**What needs to be done:**
Reproduce each line of the material precisely.

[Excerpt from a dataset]
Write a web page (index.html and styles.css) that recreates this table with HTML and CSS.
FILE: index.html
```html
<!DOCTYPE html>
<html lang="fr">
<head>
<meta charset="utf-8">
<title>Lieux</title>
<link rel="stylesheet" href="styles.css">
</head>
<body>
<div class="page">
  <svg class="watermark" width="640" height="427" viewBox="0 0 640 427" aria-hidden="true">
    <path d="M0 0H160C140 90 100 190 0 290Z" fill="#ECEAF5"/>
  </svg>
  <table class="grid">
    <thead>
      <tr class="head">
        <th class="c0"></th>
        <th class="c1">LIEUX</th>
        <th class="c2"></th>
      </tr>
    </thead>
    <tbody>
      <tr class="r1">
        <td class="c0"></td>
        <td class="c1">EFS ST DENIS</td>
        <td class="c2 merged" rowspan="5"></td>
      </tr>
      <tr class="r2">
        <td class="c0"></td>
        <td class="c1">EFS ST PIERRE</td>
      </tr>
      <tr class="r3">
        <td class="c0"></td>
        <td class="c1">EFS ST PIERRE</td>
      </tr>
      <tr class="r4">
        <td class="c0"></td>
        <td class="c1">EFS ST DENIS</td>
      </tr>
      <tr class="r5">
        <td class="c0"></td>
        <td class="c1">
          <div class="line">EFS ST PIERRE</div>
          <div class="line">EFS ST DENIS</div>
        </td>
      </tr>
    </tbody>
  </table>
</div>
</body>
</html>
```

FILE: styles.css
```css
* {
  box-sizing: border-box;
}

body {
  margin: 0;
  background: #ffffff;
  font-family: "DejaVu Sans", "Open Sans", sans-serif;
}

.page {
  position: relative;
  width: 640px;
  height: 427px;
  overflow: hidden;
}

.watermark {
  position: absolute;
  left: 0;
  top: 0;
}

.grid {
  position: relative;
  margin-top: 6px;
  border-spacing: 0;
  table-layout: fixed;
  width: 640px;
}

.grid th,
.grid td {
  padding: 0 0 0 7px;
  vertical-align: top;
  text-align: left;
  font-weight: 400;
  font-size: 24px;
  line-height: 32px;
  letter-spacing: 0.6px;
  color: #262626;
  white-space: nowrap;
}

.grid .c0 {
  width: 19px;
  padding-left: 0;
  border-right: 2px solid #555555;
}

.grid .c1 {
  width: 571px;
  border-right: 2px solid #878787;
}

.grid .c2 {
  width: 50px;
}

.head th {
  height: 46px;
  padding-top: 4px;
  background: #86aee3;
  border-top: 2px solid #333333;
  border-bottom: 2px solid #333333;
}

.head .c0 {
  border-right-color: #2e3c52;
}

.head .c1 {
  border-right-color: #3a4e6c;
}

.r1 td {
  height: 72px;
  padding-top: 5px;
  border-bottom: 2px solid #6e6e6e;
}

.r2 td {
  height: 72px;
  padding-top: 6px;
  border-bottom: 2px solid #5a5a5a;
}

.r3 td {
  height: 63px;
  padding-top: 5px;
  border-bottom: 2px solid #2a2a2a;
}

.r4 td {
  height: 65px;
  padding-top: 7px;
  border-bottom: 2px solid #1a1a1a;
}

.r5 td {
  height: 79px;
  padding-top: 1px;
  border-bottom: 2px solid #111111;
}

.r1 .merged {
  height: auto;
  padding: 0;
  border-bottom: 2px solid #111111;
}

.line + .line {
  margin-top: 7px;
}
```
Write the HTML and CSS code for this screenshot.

**Solution:**
Write a web page (index.html and styles.css) that recreates this table with HTML and CSS.
FILE: index.html
```html
<!DOCTYPE html>
<html lang="fr">
<head>
<meta charset="utf-8">
<title>Lieux</title>
<link rel="stylesheet" href="styles.css">
</head>
<body>
<div class="page">
  <svg class="watermark" width="640" height="427" viewBox="0 0 640 427" aria-hidden="true">
    <path d="M0 0H160C140 90 100 190 0 290Z" fill="#ECEAF5"/>
  </svg>
  <table class="grid">
    <thead>
      <tr class="head">
        <th class="c0"></th>
        <th class="c1">LIEUX</th>
        <th class="c2"></th>
      </tr>
    </thead>
    <tbody>
      <tr class="r1">
        <td class="c0"></td>
        <td class="c1">EFS ST DENIS</td>
        <td class="c2 merged" rowspan="5"></td>
      </tr>
      <tr class="r2">
        <td class="c0"></td>
        <td class="c1">EFS ST PIERRE</td>
      </tr>
      <tr class="r3">
        <td class="c0"></td>
        <td class="c1">EFS ST PIERRE</td>
      </tr>
      <tr class="r4">
        <td class="c0"></td>
        <td class="c1">EFS ST DENIS</td>
      </tr>
      <tr class="r5">
        <td class="c0"></td>
        <td class="c1">
          <div class="line">EFS ST PIERRE</div>
          <div class="line">EFS ST DENIS</div>
        </td>
      </tr>
    </tbody>
  </table>
</div>
</body>
</html>
```

FILE: styles.css
```css
* {
  box-sizing: border-box;
}

body {
  margin: 0;
  background: #ffffff;
  font-family: "DejaVu Sans", "Open Sans", sans-serif;
}

.page {
  position: relative;
  width: 640px;
  height: 427px;
  overflow: hidden;
}

.watermark {
  position: absolute;
  left: 0;
  top: 0;
}

.grid {
  position: relative;
  margin-top: 6px;
  border-spacing: 0;
  table-layout: fixed;
  width: 640px;
}

.grid th,
.grid td {
  padding: 0 0 0 7px;
  vertical-align: top;
  text-align: left;
  font-weight: 400;
  font-size: 24px;
  line-height: 32px;
  letter-spacing: 0.6px;
  color: #262626;
  white-space: nowrap;
}

.grid .c0 {
  width: 19px;
  padding-left: 0;
  border-right: 2px solid #555555;
}

.grid .c1 {
  width: 571px;
  border-right: 2px solid #878787;
}

.grid .c2 {
  width: 50px;
}

.head th {
  height: 46px;
  padding-top: 4px;
  background: #86aee3;
  border-top: 2px solid #333333;
  border-bottom: 2px solid #333333;
}

.head .c0 {
  border-right-color: #2e3c52;
}

.head .c1 {
  border-right-color: #3a4e6c;
}

.r1 td {
  height: 72px;
  padding-top: 5px;
  border-bottom: 2px solid #6e6e6e;
}

.r2 td {
  height: 72px;
  padding-top: 6px;
  border-bottom: 2px solid #5a5a5a;
}

.r3 td {
  height: 63px;
  padding-top: 5px;
  border-bottom: 2px solid #2a2a2a;
}

.r4 td {
  height: 65px;
  padding-top: 7px;
  border-bottom: 2px solid #1a1a1a;
}

.r5 td {
  height: 79px;
  padding-top: 1px;
  border-bottom: 2px solid #111111;
}

.r1 .merged {
  height: auto;
  padding: 0;
  border-bottom: 2px solid #111111;
}

.line + .line {
  margin-top: 7px;
}
```
Write the HTML and CSS code for this screenshot.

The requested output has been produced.